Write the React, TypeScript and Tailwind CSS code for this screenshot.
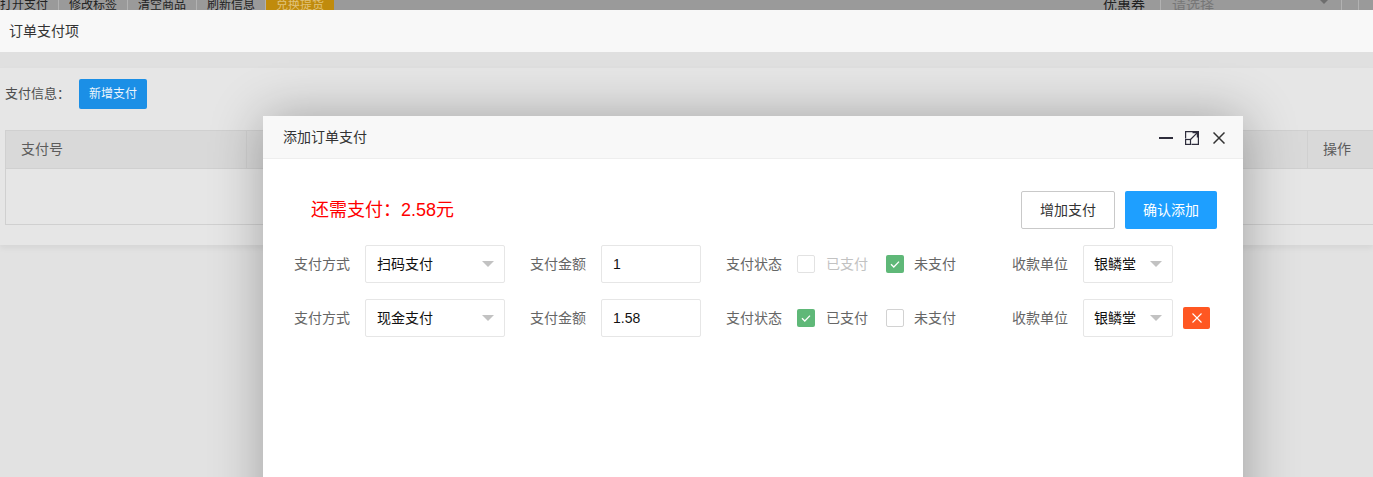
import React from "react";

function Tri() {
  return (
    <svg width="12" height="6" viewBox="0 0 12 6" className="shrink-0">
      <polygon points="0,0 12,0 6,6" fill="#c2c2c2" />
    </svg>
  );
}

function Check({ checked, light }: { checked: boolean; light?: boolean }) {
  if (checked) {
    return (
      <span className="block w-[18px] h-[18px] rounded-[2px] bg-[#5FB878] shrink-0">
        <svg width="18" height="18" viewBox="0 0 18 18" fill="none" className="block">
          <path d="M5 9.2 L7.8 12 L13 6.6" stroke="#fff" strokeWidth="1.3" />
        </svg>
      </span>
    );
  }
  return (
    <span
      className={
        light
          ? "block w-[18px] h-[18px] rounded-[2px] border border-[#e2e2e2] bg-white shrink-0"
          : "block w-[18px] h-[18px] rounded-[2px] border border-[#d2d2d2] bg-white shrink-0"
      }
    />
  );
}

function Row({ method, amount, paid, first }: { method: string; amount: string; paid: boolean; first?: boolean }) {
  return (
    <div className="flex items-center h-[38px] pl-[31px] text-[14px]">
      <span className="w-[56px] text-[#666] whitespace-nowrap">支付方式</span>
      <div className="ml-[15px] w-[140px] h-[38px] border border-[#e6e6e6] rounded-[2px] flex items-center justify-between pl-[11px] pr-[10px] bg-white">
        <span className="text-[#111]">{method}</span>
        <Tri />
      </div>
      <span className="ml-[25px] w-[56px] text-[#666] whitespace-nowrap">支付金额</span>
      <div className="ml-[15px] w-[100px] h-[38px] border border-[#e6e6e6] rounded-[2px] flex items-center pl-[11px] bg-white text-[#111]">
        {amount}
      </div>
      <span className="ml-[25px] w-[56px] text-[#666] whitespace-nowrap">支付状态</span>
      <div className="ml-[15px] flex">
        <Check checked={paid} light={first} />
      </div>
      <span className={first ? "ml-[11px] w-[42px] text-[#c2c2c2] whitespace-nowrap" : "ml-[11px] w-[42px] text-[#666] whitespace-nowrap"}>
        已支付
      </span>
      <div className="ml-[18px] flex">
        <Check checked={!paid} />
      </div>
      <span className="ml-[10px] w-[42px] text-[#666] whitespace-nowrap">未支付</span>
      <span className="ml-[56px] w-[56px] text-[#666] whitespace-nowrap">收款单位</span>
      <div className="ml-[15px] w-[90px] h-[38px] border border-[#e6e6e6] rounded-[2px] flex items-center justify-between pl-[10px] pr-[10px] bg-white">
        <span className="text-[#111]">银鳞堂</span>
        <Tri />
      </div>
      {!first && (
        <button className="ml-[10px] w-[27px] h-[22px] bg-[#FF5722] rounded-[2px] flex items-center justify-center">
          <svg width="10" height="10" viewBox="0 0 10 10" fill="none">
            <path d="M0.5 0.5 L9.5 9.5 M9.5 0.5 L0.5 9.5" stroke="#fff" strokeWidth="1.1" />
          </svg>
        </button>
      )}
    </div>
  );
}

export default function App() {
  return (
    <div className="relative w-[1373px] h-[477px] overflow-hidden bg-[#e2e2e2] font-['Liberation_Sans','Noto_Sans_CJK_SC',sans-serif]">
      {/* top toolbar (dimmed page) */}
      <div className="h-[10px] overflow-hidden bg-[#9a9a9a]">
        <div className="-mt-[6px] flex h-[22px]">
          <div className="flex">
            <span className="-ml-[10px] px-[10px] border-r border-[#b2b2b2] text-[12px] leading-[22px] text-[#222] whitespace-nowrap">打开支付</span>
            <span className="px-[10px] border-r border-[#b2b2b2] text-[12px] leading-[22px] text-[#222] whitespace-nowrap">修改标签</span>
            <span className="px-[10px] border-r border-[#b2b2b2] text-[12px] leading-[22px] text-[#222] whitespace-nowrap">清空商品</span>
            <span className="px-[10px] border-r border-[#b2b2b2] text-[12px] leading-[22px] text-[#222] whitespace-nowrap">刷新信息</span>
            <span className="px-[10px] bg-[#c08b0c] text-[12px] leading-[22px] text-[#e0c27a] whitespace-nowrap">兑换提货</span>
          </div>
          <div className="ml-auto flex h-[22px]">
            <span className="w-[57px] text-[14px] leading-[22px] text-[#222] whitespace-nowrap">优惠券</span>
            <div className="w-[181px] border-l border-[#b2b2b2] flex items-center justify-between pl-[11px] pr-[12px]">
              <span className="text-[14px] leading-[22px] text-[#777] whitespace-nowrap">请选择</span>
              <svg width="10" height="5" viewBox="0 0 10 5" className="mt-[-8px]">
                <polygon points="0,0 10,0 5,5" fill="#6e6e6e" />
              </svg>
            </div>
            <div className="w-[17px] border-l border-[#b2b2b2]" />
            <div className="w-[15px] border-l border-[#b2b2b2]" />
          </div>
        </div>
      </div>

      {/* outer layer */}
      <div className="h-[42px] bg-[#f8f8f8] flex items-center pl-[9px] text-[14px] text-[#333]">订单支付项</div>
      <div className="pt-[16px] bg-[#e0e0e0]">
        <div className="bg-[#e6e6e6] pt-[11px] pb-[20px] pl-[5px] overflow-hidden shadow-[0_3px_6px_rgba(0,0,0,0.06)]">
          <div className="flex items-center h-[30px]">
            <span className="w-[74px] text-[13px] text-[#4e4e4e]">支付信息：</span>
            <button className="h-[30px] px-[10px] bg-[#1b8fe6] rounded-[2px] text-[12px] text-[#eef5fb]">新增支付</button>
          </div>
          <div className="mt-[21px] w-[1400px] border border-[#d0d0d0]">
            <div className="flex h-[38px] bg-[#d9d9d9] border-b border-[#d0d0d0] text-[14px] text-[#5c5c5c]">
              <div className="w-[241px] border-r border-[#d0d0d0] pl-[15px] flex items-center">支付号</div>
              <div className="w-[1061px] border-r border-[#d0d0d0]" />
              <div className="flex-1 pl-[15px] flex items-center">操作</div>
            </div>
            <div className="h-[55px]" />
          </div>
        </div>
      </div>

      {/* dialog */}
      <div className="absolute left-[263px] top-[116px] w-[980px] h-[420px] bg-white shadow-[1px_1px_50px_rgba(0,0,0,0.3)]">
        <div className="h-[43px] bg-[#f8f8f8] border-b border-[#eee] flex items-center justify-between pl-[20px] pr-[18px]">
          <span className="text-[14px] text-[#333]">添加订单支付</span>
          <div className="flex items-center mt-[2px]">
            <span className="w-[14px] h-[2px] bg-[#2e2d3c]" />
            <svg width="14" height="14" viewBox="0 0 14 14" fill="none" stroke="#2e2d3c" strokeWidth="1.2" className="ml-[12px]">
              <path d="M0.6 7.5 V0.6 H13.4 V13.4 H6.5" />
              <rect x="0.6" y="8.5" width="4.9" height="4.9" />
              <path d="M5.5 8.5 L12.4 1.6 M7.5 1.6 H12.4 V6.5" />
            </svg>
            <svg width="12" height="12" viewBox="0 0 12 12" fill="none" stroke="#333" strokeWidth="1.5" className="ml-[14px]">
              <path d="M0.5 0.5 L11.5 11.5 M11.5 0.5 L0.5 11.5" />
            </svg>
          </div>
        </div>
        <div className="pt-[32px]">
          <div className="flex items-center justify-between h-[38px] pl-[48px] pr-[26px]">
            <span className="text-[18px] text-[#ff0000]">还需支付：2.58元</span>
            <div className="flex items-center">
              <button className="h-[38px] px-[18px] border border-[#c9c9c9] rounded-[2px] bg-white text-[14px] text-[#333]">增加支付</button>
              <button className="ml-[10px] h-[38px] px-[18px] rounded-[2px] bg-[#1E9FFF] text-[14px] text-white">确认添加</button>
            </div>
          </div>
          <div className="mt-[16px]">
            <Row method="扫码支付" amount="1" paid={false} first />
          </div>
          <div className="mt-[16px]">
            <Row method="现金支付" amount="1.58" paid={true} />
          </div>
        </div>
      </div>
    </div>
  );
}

Description of the task: Restate the material word for word from its first line through the line containing "import React from", both included; the pictures do not belong in it.

Answer for the task:
Write the React, TypeScript and Tailwind CSS code for this screenshot.
import React from "react";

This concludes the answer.